_Source excerpt:_
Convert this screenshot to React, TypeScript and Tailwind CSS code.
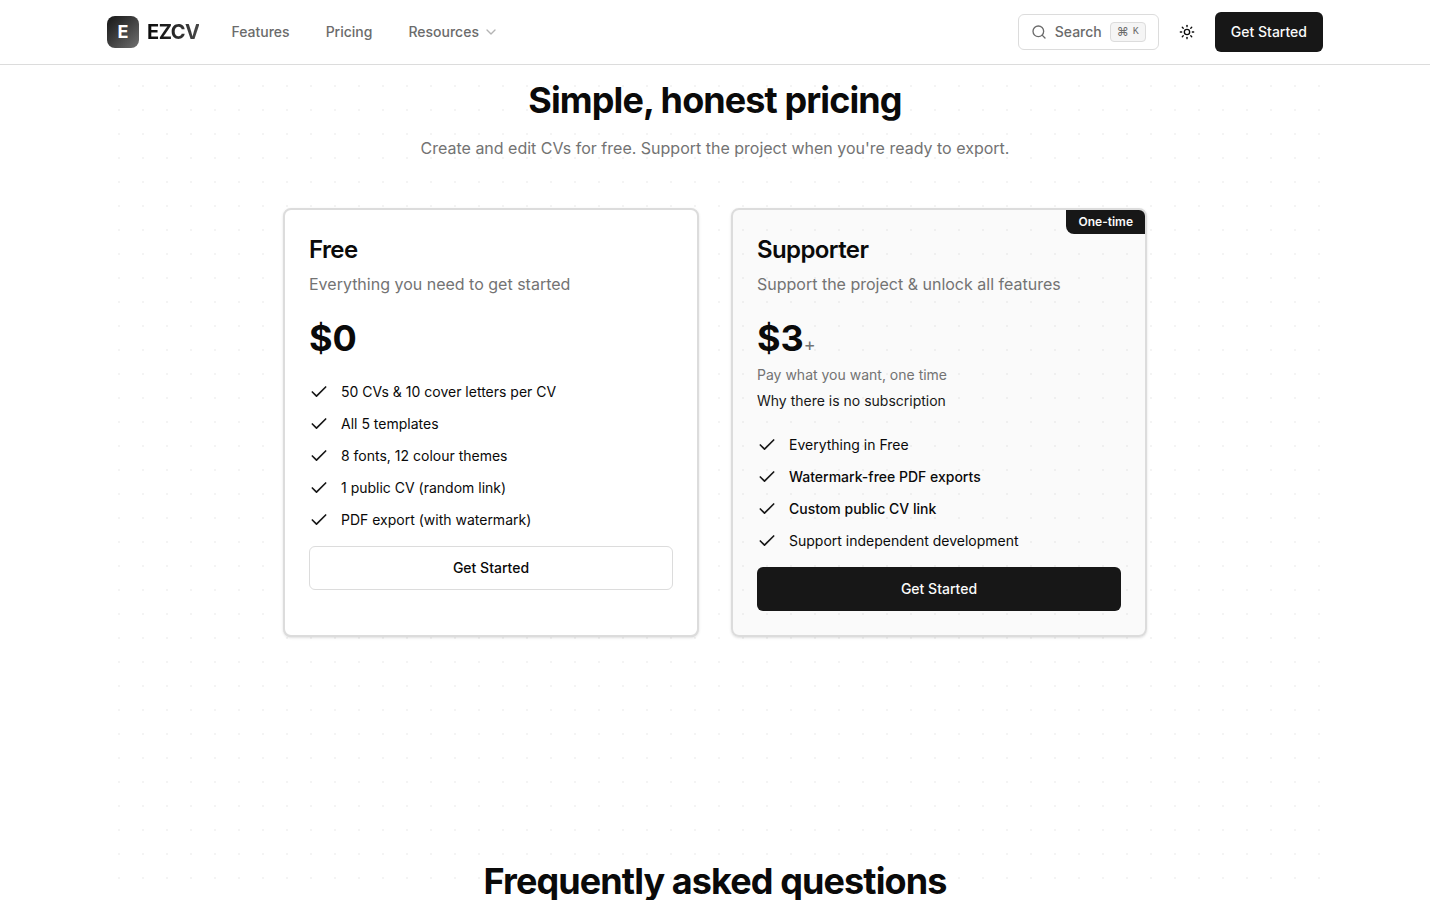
import { Check, ChevronDown, Search, Sun } from "lucide-react"
import { clsx } from "clsx"

const freeFeatures = [
  { label: "50 CVs & 10 cover letters per CV" },
  { label: "All 5 templates" },
  { label: "8 fonts, 12 colour themes" },
  { label: "1 public CV (random link)" },
  { label: "PDF export (with watermark)" },
]

const supporterFeatures = [
  { label: "Everything in Free" },
  { label: "Watermark-free PDF exports", highlight: true },
  { label: "Custom public CV link", highlight: true },
  { label: "Support independent development" },
]

function Header() {
  return (
    <header className="sticky top-0 z-10 border-b border-[#dcdcdc] bg-white">
      <div className="mx-auto flex h-16 max-w-7xl items-center justify-between px-8">
        <div className="flex items-center gap-8">
          <a href="#" className="flex items-center gap-2">
            <span className="flex size-8 items-center justify-center rounded-lg bg-linear-to-br from-[#171717] to-[#717171] text-lg font-bold text-white">
              E
            </span>
            <span className="bg-linear-to-r from-[#0a0a0a] to-[#474747] bg-clip-text text-xl font-bold tracking-tight text-transparent">
              EZCV
            </span>
          </a>
          <nav className="flex items-center gap-9 text-sm font-medium text-[#6b6b6b]">
            <a href="#features">Features</a>
            <a href="#pricing">Pricing</a>
            <button type="button" className="flex items-center gap-1">
              Resources
              <ChevronDown className="size-4 opacity-50" strokeWidth={2} />
            </button>
          </nav>
        </div>

        <div className="flex items-center gap-2">
          <button
            type="button"
            className="flex h-9 items-center gap-2 rounded-md border border-[#dcdcdc] bg-white px-3 text-sm font-medium text-[#6b6b6b]"
          >
            <Search className="size-4" strokeWidth={2} />
            Search
            <kbd className="flex h-5 items-center gap-1 rounded border border-[#dcdcdc] bg-[#f5f5f5] px-1.5 font-['Liberation_Mono',monospace] text-[10px] font-normal">
              <span className="font-['Inter',sans-serif] text-xs">⌘</span>K
            </kbd>
          </button>
          <button
            type="button"
            aria-label="Toggle theme"
            className="flex size-10 items-center justify-center text-[#0a0a0a]"
          >
            <Sun className="size-4" />
          </button>
          <a
            href="#start"
            className="flex h-10 items-center rounded-md bg-[#171717] px-4 text-sm font-medium text-[#fafafa]"
          >
            Get Started
          </a>
        </div>
      </div>
    </header>
  )
}

function FeatureList({ features }: { features: { label: string; highlight?: boolean }[] }) {
  return (
    <ul className="space-y-3">
      {features.map((feature) => (
        <li key={feature.label} className="flex items-center gap-3 text-sm">
          <Check className="size-5 shrink-0 text-[#171717]" strokeWidth={2} />
          <span className={clsx(feature.highlight && "font-medium")}>{feature.label}</span>
        </li>
      ))}
    </ul>
  )
}

export default function App() {
  return (
    <div className="h-screen overflow-hidden bg-white pr-[10px] font-['Inter',sans-serif] text-[#0a0a0a] antialiased">
      <Header />

      <main className="mx-auto max-w-7xl px-8">
        {/* Dotted backdrop */}
        <div className="bg-[radial-gradient(circle,#f4f4f4_1px,transparent_1px)] bg-[size:24px_24px] bg-[position:0_9px]">
          <section id="pricing" className="mx-auto max-w-4xl px-4 pt-[15px]">
            <div className="text-center">
              <h2 className="text-4xl font-bold tracking-tight">Simple, honest pricing</h2>
              <p className="mt-4 text-base text-[#737373]">
                Create and edit CVs for free. Support the project when you're ready to export.
              </p>
            </div>

            <div className="mt-12 grid grid-cols-1 gap-8 md:grid-cols-2">
              {/* Free */}
              <div className="rounded-lg border-2 border-[#dcdcdc] bg-white p-6 shadow-sm">
                <h3 className="text-2xl font-semibold tracking-tight">Free</h3>
                <p className="mt-1.5 text-base text-[#737373]">Everything you need to get started</p>
                <div className="mt-[22px] mb-6 text-4xl font-bold">$0</div>
                <FeatureList features={freeFeatures} />
                <a
                  href="#start"
                  className="mt-4 flex h-11 items-center justify-center rounded-md border border-[#dcdcdc] bg-white text-sm font-medium"
                >
                  Get Started
                </a>
              </div>

              {/* Supporter */}
              <div className="relative overflow-hidden rounded-lg border-2 border-[#dcdcdc] bg-[#171717]/[0.025] p-6 shadow-sm">
                <span className="absolute top-0 right-0 rounded-bl-lg bg-[#171717] px-3 py-1 text-xs font-semibold text-[#fafafa]">
                  One-time
                </span>
                <h3 className="text-2xl font-semibold tracking-tight">Supporter</h3>
                <p className="mt-1.5 text-base text-[#737373]">Support the project & unlock all features</p>
                <div className="mt-[22px] text-4xl font-bold">
                  $3<span className="text-lg font-normal text-[#737373]">+</span>
                </div>
                <p className="mt-1.5 text-sm text-[#737373]">Pay what you want, one time</p>
                <a href="#why" className="mt-1.5 mb-6 block text-sm text-[#171717]">
                  Why there is no subscription
                </a>
                <FeatureList features={supporterFeatures} />
                <a
                  href="#start"
                  className="mt-4 flex h-11 items-center justify-center rounded-md bg-[#171717] text-sm font-medium text-[#fafafa]"
                >
                  Get Started
                </a>
              </div>
            </div>
          </section>

          <section id="faq" className="pt-56 pb-24 text-center">
            <h2 className="text-4xl font-bold tracking-tight">Frequently asked questions</h2>
          </section>
        </div>
      </main>
    </div>
  )
}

_The problem:_
In the copy, include no pictures; restate the listing above exactly.

_Solution to this problem:_
Convert this screenshot to React, TypeScript and Tailwind CSS code.
import { Check, ChevronDown, Search, Sun } from "lucide-react"
import { clsx } from "clsx"

const freeFeatures = [
  { label: "50 CVs & 10 cover letters per CV" },
  { label: "All 5 templates" },
  { label: "8 fonts, 12 colour themes" },
  { label: "1 public CV (random link)" },
  { label: "PDF export (with watermark)" },
]

const supporterFeatures = [
  { label: "Everything in Free" },
  { label: "Watermark-free PDF exports", highlight: true },
  { label: "Custom public CV link", highlight: true },
  { label: "Support independent development" },
]

function Header() {
  return (
    <header className="sticky top-0 z-10 border-b border-[#dcdcdc] bg-white">
      <div className="mx-auto flex h-16 max-w-7xl items-center justify-between px-8">
        <div className="flex items-center gap-8">
          <a href="#" className="flex items-center gap-2">
            <span className="flex size-8 items-center justify-center rounded-lg bg-linear-to-br from-[#171717] to-[#717171] text-lg font-bold text-white">
              E
            </span>
            <span className="bg-linear-to-r from-[#0a0a0a] to-[#474747] bg-clip-text text-xl font-bold tracking-tight text-transparent">
              EZCV
            </span>
          </a>
          <nav className="flex items-center gap-9 text-sm font-medium text-[#6b6b6b]">
            <a href="#features">Features</a>
            <a href="#pricing">Pricing</a>
            <button type="button" className="flex items-center gap-1">
              Resources
              <ChevronDown className="size-4 opacity-50" strokeWidth={2} />
            </button>
          </nav>
        </div>

        <div className="flex items-center gap-2">
          <button
            type="button"
            className="flex h-9 items-center gap-2 rounded-md border border-[#dcdcdc] bg-white px-3 text-sm font-medium text-[#6b6b6b]"
          >
            <Search className="size-4" strokeWidth={2} />
            Search
            <kbd className="flex h-5 items-center gap-1 rounded border border-[#dcdcdc] bg-[#f5f5f5] px-1.5 font-['Liberation_Mono',monospace] text-[10px] font-normal">
              <span className="font-['Inter',sans-serif] text-xs">⌘</span>K
            </kbd>
          </button>
          <button
            type="button"
            aria-label="Toggle theme"
            className="flex size-10 items-center justify-center text-[#0a0a0a]"
          >
            <Sun className="size-4" />
          </button>
          <a
            href="#start"
            className="flex h-10 items-center rounded-md bg-[#171717] px-4 text-sm font-medium text-[#fafafa]"
          >
            Get Started
          </a>
        </div>
      </div>
    </header>
  )
}

function FeatureList({ features }: { features: { label: string; highlight?: boolean }[] }) {
  return (
    <ul className="space-y-3">
      {features.map((feature) => (
        <li key={feature.label} className="flex items-center gap-3 text-sm">
          <Check className="size-5 shrink-0 text-[#171717]" strokeWidth={2} />
          <span className={clsx(feature.highlight && "font-medium")}>{feature.label}</span>
        </li>
      ))}
    </ul>
  )
}

export default function App() {
  return (
    <div className="h-screen overflow-hidden bg-white pr-[10px] font-['Inter',sans-serif] text-[#0a0a0a] antialiased">
      <Header />

      <main className="mx-auto max-w-7xl px-8">
        {/* Dotted backdrop */}
        <div className="bg-[radial-gradient(circle,#f4f4f4_1px,transparent_1px)] bg-[size:24px_24px] bg-[position:0_9px]">
          <section id="pricing" className="mx-auto max-w-4xl px-4 pt-[15px]">
            <div className="text-center">
              <h2 className="text-4xl font-bold tracking-tight">Simple, honest pricing</h2>
              <p className="mt-4 text-base text-[#737373]">
                Create and edit CVs for free. Support the project when you're ready to export.
              </p>
            </div>

            <div className="mt-12 grid grid-cols-1 gap-8 md:grid-cols-2">
              {/* Free */}
              <div className="rounded-lg border-2 border-[#dcdcdc] bg-white p-6 shadow-sm">
                <h3 className="text-2xl font-semibold tracking-tight">Free</h3>
                <p className="mt-1.5 text-base text-[#737373]">Everything you need to get started</p>
                <div className="mt-[22px] mb-6 text-4xl font-bold">$0</div>
                <FeatureList features={freeFeatures} />
                <a
                  href="#start"
                  className="mt-4 flex h-11 items-center justify-center rounded-md border border-[#dcdcdc] bg-white text-sm font-medium"
                >
                  Get Started
                </a>
              </div>

              {/* Supporter */}
              <div className="relative overflow-hidden rounded-lg border-2 border-[#dcdcdc] bg-[#171717]/[0.025] p-6 shadow-sm">
                <span className="absolute top-0 right-0 rounded-bl-lg bg-[#171717] px-3 py-1 text-xs font-semibold text-[#fafafa]">
                  One-time
                </span>
                <h3 className="text-2xl font-semibold tracking-tight">Supporter</h3>
                <p className="mt-1.5 text-base text-[#737373]">Support the project & unlock all features</p>
                <div className="mt-[22px] text-4xl font-bold">
                  $3<span className="text-lg font-normal text-[#737373]">+</span>
                </div>
                <p className="mt-1.5 text-sm text-[#737373]">Pay what you want, one time</p>
                <a href="#why" className="mt-1.5 mb-6 block text-sm text-[#171717]">
                  Why there is no subscription
                </a>
                <FeatureList features={supporterFeatures} />
                <a
                  href="#start"
                  className="mt-4 flex h-11 items-center justify-center rounded-md bg-[#171717] text-sm font-medium text-[#fafafa]"
                >
                  Get Started
                </a>
              </div>
            </div>
          </section>

          <section id="faq" className="pt-56 pb-24 text-center">
            <h2 className="text-4xl font-bold tracking-tight">Frequently asked questions</h2>
          </section>
        </div>
      </main>
    </div>
  )
}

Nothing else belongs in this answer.